For these reasons, translation industry best practices demand that translation companies use native translators. This is one way to ensure the quality and accuracy of a translation and to be certain is understood and well-received by the target audience.

For technical translations, where the level of accuracy is critical to safely operate products or devices, a native translation is especially important and helps ensure the instructions for use are clear. For companies that are concerned about safety, product misuse, or malpractice, native translation should be a priority.

Does Location Matter?

In today’s global economy, you may be wondering whether it is important for the native translator to reside in a country where the language is spoken. Surprisingly, a translator does not need to live in the country of their native language. Daily immersion is not as critical as the fact that their first language is the target language.

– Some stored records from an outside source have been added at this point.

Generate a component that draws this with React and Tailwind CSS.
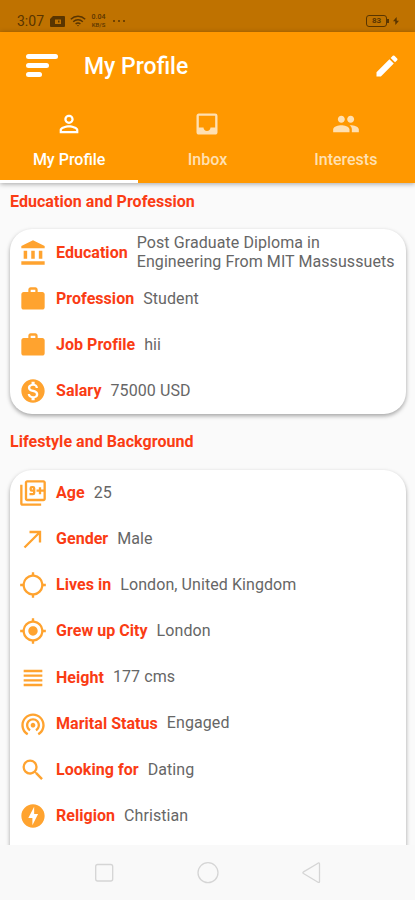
import {
  MdAccountBalance,
  MdCallMade,
  MdEdit,
  MdFilter9Plus,
  MdInbox,
  MdLocationSearching,
  MdMonetizationOn,
  MdMyLocation,
  MdOfflineBolt,
  MdPeople,
  MdPermIdentity,
  MdSearch,
  MdViewHeadline,
  MdWifiTethering,
  MdWork,
} from "react-icons/md";

const tabs = [
  { label: "My Profile", icon: MdPermIdentity, active: true },
  { label: "Inbox", icon: MdInbox },
  { label: "Interests", icon: MdPeople },
];

const education = [
  {
    icon: MdAccountBalance,
    label: "Education",
    value: "Post Graduate Diploma in Engineering From MIT Massussuets",
  },
  { icon: MdWork, label: "Profession", value: "Student" },
  { icon: MdWork, label: "Job Profile", value: "hii" },
  { icon: MdMonetizationOn, label: "Salary", value: "75000 USD" },
];

const lifestyle = [
  { icon: MdFilter9Plus, label: "Age", value: "25" },
  { icon: MdCallMade, label: "Gender", value: "Male" },
  { icon: MdLocationSearching, label: "Lives in", value: "London, United Kingdom" },
  { icon: MdMyLocation, label: "Grew up City", value: "London" },
  { icon: MdViewHeadline, label: "Height", value: "177 cms" },
  { icon: MdWifiTethering, label: "Marital Status", value: "Engaged" },
  { icon: MdSearch, label: "Looking for", value: "Dating" },
  { icon: MdOfflineBolt, label: "Religion", value: "Christian" },
];

const StatusBar = () => (
  <div className="flex h-8 shrink-0 items-center bg-[#bf7200] pt-2.5 pr-[16px] pl-[17px] text-[#593500]">
    <span className="text-[14px] leading-none">3:07</span>
    <svg className="ml-[6px]" width="15" height="11" viewBox="0 0 15 11">
      <path
        fill="currentColor"
        fillRule="evenodd"
        d="M3 0h11a1 1 0 0 1 1 1v9a1 1 0 0 1-1 1H1a1 1 0 0 1-1-1V3zM5 3.5v4.5h6V3.5zM8 4.5h1.5v2H8z"
      />
    </svg>
    <svg
      className="ml-[5px]"
      width="16"
      height="12"
      viewBox="0 0 16 12"
      fill="none"
      stroke="currentColor"
      strokeWidth="1.5"
    >
      <path d="M.8 4.2a10.5 10.5 0 0 1 14.4 0M3.2 6.7a7 7 0 0 1 9.6 0M5.6 9a3.6 3.6 0 0 1 4.8 0" />
      <path d="M7 10h2l-1 1.5z" fill="currentColor" stroke="none" />
    </svg>
    <span className="ml-[4px] flex w-[17px] flex-col text-center text-[7px] font-medium leading-[7px]">
      <span>0.04</span>
      <span className="text-[6px] leading-[7px]">KB/S</span>
    </span>
    <span className="ml-[6px] flex gap-[3px]">
      <span className="size-[2px] rounded-full bg-current" />
      <span className="size-[2px] rounded-full bg-current" />
      <span className="size-[2px] rounded-full bg-current" />
    </span>
    <span className="ml-auto flex h-[12px] w-[21px] items-center justify-center rounded-[3px] border border-current text-[8px] font-bold leading-none">
      83
    </span>
    <span className="h-1 w-[2px] bg-current" />
    <svg className="ml-[4px]" width="6" height="8" viewBox="0 0 6 8">
      <path fill="currentColor" d="M3.6 0 0 4.2h2.2L2.4 8 6 3.8H3.8z" />
    </svg>
  </div>
);

const Header = () => (
  <header className="relative z-10 flex h-[151px] shrink-0 flex-col bg-[#ff9800] text-white shadow-[0_1px_5px_rgba(0,0,0,0.35)]">
    <div className="flex h-[67px] items-center pr-[14px] pl-[26px]">
      <div className="flex w-8 flex-col gap-[4px]">
        <span className="h-[5px] w-8 rounded-full bg-white" />
        <span className="h-[5px] w-[23px] rounded-full bg-white" />
        <span className="h-[5px] w-[16px] rounded-full bg-white" />
      </div>
      <h1 className="ml-[26px] pt-px text-[23px] font-medium leading-none">My Profile</h1>
      <MdEdit className="ml-auto" size={28} />
    </div>

    <nav className="grid flex-1 grid-cols-3">
      {tabs.map(({ label, icon: Icon, active }) => (
        <div
          key={label}
          className={
            active
              ? "flex flex-col items-center border-b-[3px] border-white pt-[11px]"
              : "flex flex-col items-center pt-[11px] text-[#ffe0b2]"
          }
        >
          <Icon size={28} />
          <span className="mt-[12px] text-[16px] font-medium leading-[19px]">{label}</span>
        </div>
      ))}
    </nav>
  </header>
);

const InfoRow = ({ icon: Icon, label, value }) => (
  <div className="flex h-[46.15px] items-center">
    <Icon className="shrink-0 text-[#ffa32f]" size={28} />
    <span className="ml-[9px] shrink-0 text-[16px] font-bold tracking-[0.04px] text-[#fa3c14]">
      {label}
    </span>
    <span className="ml-[9px] text-[16px] leading-[18.5px] tracking-[0.08px] text-[#666]">{value}</span>
  </div>
);

const Section = ({ title, rows, className }) => (
  <section className={className}>
    <h2 className="text-[16px] font-bold leading-[19px] tracking-[0.05px] text-[#fa3c14]">{title}</h2>
    <div className="mt-[18px] rounded-[22px] bg-white pr-1 pl-[9px] shadow-[0_2px_4px_rgba(0,0,0,0.35)]">
      {rows.map((row) => (
        <InfoRow key={row.label} {...row} />
      ))}
    </div>
  </section>
);

const NavigationBar = () => (
  <div className="relative z-10 h-[55px] shrink-0 bg-[#f9f9f9]">
    <svg width="415" height="55" fill="none" stroke="#d5d5d5" strokeWidth="1.3">
      <rect x="95.7" y="19.5" width="17" height="16.5" rx="2" />
      <circle cx="208" cy="27.7" r="10" />
      <path d="M303.5 26.9 318 18.2q1.5-.7 1.5.8v17.4q0 1.5-1.5.8l-14.5-8.7q-1.2-.8 0-1.6z" />
    </svg>
  </div>
);

const App = () => {
  return (
    <div className="flex h-[900px] w-[415px] flex-col overflow-hidden bg-[#fafafa] font-[Roboto,sans-serif]">
      <StatusBar />
      <Header />
      <main className="min-h-0 flex-1 overflow-hidden pr-[9px] pl-[10px]">
        <Section
          className="pt-[9px] [&>div]:pt-[0.6px]"
          title="Education and Profession"
          rows={education}
        />
        <Section
          className="pt-[17.8px] [&>div]:mt-[19px] [&>div]:pb-10"
          title="Lifestyle and Background"
          rows={lifestyle}
        />
      </main>
      <NavigationBar />
    </div>
  );
};

export default App;
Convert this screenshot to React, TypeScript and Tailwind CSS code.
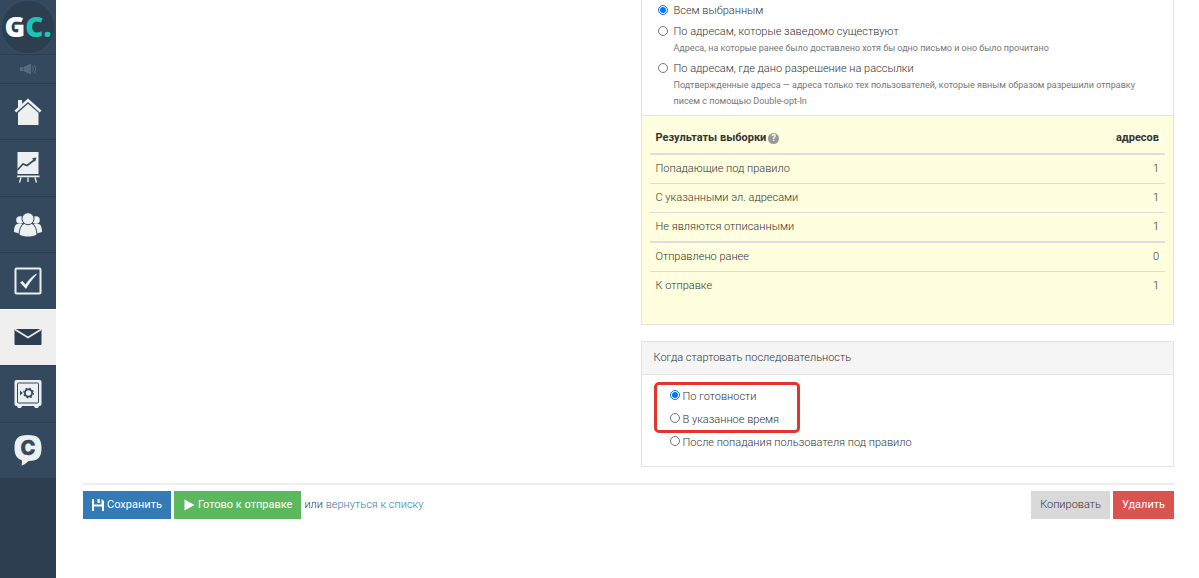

Professional translators are not just native speakers, they are also professional linguists. It is their job to keep up with their native language and any linguistic changes that may be occurring in their native tongue, no matter where they reside geographically. In fact, you may find these translators are more attuned to linguistic nuances than in-country residents—they are trained to be.

And if a translator has subject matter expertise (such as in medical devices or legal documents), they are also well-versed in the technical terms required for the translation—terms so technical that native, non-subject matter experts may not know or understand them. This level of subject matter expertise is especially critical in avoiding any misuse or misunderstanding around the product or topic being translated.

The Final Word

No matter what type of document you need to be translated, seeking a professional, native translator will help improve the accuracy and written flow of your document. However, if your document is also highly technical, you’ll better avoid malpractice, misunderstanding, or misuse by finding a native translator who also has the subject matter expertise to understand the technical details of your document and convey information precisely in their native language.